— What is asked —
Gather the lines that hold the string "screenshot".

— START —

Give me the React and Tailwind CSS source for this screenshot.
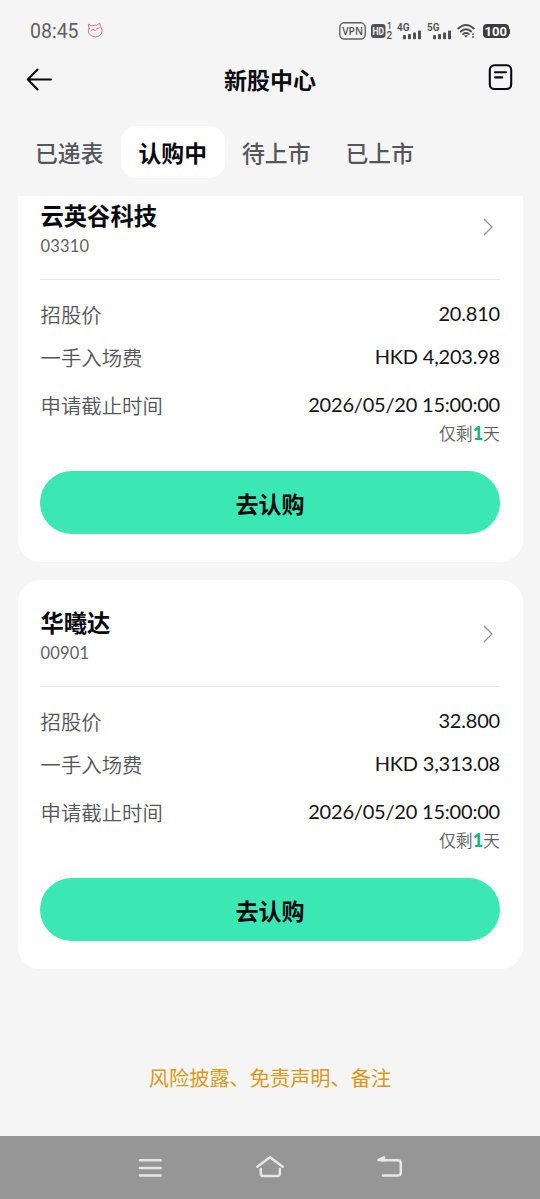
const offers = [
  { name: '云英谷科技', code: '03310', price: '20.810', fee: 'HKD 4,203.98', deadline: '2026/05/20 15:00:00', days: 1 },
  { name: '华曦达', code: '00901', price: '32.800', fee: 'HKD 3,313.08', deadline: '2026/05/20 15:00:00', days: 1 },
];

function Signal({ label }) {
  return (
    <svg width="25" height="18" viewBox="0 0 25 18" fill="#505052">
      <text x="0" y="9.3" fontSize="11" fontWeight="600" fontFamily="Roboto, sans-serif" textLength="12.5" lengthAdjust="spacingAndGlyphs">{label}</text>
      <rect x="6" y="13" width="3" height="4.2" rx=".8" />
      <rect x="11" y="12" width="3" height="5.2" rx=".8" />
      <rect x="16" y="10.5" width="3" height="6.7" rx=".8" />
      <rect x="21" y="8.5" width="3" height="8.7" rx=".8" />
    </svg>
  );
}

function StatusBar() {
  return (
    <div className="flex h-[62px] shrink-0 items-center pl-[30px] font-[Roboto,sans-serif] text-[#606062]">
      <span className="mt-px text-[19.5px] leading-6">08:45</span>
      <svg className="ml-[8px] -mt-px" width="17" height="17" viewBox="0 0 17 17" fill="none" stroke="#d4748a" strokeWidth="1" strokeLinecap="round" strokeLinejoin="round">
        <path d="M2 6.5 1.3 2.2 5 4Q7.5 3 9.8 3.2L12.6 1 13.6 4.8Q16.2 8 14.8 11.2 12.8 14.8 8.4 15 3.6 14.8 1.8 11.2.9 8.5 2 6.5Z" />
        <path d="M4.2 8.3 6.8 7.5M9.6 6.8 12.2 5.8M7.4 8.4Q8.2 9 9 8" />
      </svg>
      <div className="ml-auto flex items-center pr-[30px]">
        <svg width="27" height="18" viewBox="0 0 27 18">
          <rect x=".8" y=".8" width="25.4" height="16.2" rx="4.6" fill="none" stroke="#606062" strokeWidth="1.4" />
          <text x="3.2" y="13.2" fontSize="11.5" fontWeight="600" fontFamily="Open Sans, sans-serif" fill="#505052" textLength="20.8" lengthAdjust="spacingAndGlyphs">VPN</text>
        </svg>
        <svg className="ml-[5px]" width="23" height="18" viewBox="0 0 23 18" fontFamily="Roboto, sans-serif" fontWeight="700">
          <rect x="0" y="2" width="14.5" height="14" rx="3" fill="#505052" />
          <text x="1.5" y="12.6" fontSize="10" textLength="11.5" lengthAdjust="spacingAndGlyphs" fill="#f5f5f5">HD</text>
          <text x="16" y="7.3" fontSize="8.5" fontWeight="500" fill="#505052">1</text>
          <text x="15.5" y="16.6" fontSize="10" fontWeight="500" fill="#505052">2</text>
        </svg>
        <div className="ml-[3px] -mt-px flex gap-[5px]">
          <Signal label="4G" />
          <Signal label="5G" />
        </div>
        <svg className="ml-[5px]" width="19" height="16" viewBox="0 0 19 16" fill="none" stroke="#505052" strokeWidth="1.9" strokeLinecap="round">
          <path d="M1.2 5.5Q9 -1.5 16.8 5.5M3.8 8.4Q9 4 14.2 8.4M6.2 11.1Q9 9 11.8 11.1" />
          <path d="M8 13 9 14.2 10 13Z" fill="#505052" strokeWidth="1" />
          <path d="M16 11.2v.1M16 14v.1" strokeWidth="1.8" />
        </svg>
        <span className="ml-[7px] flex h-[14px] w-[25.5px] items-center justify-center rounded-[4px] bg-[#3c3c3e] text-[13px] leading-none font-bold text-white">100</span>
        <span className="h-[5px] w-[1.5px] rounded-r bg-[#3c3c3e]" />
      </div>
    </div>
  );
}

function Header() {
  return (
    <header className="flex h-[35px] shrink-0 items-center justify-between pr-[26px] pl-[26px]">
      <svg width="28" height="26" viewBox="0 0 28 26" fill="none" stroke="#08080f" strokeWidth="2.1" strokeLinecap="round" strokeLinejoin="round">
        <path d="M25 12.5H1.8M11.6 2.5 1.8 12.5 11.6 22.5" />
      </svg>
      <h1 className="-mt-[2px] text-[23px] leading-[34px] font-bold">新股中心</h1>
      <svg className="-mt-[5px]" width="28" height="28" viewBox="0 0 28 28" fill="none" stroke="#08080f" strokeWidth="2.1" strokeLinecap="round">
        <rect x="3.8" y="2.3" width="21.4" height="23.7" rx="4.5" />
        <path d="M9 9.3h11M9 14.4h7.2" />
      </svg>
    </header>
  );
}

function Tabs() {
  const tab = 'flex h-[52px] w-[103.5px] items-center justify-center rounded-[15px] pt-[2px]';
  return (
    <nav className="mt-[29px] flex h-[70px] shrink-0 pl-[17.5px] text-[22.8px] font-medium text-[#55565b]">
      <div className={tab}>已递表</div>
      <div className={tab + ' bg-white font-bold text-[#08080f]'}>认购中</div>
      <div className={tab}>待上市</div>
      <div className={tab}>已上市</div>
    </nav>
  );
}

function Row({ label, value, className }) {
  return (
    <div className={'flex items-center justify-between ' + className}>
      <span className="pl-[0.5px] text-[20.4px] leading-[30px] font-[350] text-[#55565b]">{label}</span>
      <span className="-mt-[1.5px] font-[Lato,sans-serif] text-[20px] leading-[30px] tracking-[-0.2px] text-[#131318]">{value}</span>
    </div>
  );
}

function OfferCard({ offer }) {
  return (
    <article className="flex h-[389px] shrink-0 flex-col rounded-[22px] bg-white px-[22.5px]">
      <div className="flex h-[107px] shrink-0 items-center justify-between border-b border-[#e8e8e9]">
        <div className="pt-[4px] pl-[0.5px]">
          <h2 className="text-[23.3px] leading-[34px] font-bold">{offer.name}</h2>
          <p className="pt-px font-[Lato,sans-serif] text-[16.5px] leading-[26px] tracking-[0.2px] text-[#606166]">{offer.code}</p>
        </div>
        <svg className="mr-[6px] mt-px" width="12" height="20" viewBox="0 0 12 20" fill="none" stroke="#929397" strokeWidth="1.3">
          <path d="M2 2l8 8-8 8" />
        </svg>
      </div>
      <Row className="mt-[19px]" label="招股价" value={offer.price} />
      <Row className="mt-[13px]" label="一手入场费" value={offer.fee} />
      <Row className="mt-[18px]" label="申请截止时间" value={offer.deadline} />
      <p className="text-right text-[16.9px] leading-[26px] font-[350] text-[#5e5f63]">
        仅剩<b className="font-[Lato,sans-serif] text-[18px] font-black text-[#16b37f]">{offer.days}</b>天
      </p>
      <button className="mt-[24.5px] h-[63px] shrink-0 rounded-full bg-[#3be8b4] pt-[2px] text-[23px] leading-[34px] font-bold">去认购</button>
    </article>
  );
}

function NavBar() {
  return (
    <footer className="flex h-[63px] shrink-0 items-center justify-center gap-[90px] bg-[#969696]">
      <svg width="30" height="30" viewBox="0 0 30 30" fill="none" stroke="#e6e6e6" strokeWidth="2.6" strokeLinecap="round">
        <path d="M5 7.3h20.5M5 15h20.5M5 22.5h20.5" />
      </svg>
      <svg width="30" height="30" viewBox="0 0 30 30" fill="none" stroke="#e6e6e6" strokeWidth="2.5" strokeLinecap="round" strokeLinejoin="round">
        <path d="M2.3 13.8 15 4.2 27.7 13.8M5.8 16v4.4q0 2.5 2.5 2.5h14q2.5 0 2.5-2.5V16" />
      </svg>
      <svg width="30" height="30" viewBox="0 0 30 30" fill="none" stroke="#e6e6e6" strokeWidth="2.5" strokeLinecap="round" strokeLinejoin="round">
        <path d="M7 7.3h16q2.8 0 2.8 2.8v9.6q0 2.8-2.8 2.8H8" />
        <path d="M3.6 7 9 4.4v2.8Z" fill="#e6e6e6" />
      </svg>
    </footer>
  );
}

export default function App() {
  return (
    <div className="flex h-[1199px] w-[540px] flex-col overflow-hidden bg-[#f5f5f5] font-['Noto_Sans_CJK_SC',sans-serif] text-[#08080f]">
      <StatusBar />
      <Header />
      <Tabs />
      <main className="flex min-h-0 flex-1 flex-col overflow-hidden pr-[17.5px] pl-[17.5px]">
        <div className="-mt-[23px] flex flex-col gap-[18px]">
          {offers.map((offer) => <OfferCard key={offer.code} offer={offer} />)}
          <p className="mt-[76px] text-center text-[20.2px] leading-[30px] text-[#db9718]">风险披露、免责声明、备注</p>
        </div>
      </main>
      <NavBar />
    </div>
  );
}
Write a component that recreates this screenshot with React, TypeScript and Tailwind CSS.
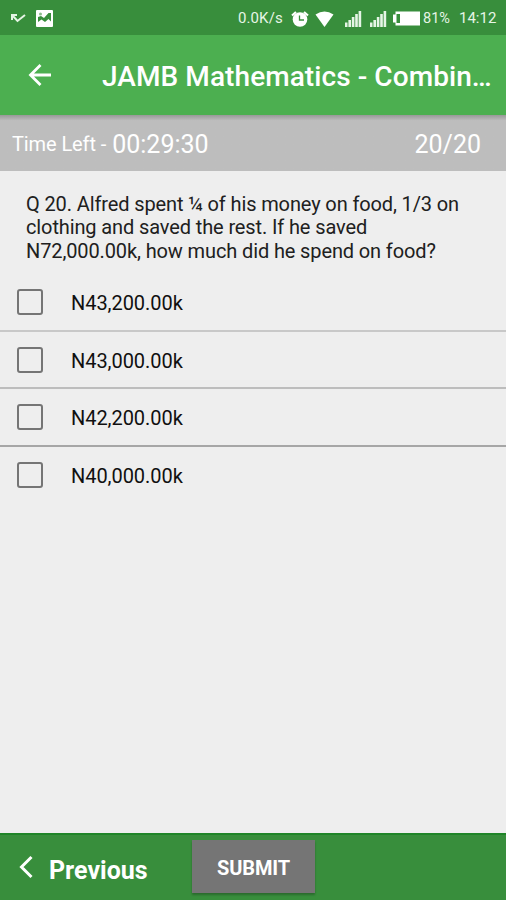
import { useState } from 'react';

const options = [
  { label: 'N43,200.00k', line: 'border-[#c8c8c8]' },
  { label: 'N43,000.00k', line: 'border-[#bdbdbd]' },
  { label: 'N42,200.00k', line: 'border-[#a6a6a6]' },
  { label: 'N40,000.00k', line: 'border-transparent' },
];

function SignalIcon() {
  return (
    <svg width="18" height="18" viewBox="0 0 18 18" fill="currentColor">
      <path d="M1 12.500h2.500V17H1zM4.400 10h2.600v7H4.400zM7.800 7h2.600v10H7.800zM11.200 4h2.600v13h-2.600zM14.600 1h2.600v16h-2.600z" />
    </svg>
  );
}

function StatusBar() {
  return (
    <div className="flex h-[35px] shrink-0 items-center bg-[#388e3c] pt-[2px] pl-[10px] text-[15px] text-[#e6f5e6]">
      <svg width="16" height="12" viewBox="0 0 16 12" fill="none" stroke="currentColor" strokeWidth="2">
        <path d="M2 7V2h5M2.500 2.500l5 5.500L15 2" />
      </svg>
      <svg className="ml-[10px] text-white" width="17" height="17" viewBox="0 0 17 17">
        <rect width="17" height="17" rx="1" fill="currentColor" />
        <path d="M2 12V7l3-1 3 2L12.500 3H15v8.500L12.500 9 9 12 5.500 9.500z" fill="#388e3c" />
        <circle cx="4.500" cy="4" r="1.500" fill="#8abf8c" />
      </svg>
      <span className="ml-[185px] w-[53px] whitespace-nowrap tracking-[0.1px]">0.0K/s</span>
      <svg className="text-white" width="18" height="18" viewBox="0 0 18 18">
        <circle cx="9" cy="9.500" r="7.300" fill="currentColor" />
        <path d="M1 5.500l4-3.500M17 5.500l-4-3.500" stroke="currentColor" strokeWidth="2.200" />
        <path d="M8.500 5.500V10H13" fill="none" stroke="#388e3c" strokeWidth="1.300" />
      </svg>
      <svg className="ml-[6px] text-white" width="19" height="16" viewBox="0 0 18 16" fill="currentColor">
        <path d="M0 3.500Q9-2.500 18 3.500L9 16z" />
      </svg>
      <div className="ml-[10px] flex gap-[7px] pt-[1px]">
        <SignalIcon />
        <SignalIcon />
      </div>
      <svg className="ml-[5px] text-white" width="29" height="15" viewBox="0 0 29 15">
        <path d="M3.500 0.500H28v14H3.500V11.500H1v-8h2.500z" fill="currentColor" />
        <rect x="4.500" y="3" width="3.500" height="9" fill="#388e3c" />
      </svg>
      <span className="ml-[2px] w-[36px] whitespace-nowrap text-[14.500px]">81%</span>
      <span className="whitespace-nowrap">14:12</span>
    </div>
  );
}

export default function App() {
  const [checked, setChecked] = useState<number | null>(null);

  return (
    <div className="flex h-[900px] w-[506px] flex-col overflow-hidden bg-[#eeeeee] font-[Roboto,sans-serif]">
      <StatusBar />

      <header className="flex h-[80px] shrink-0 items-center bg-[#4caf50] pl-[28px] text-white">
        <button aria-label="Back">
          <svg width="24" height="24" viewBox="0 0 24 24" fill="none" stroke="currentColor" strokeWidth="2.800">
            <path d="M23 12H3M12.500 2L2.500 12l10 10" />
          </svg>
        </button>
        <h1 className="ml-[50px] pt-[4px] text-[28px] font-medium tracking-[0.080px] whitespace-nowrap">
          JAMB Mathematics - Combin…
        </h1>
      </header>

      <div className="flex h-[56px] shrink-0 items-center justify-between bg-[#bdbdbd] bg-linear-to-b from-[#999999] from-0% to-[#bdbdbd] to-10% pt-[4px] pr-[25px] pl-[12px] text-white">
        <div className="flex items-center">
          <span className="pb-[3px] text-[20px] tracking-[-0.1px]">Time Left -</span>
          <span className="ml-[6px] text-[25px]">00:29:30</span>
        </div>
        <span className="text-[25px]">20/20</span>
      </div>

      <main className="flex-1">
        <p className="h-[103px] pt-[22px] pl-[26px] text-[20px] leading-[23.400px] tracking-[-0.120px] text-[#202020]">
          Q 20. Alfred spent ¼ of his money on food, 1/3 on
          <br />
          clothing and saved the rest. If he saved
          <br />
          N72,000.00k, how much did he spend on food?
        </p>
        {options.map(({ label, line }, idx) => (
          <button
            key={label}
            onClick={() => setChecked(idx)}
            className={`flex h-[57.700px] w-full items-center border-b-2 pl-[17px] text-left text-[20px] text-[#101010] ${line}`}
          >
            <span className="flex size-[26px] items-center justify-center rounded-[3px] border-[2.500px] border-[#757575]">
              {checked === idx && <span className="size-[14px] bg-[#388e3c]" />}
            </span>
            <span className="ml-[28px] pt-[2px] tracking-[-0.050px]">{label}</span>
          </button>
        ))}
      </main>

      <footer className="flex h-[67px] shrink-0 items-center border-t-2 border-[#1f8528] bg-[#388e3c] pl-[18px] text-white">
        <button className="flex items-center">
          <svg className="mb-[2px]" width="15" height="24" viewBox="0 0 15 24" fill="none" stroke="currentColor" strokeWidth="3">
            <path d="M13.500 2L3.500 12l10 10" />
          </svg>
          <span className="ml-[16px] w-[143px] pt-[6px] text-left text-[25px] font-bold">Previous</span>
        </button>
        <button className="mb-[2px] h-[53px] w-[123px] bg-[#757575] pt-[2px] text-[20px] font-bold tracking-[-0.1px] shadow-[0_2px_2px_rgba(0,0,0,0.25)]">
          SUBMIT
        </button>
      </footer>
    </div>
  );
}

— END —

— Finished exercise —
Give me the React and Tailwind CSS source for this screenshot.
Write a component that recreates this screenshot with React, TypeScript and Tailwind CSS.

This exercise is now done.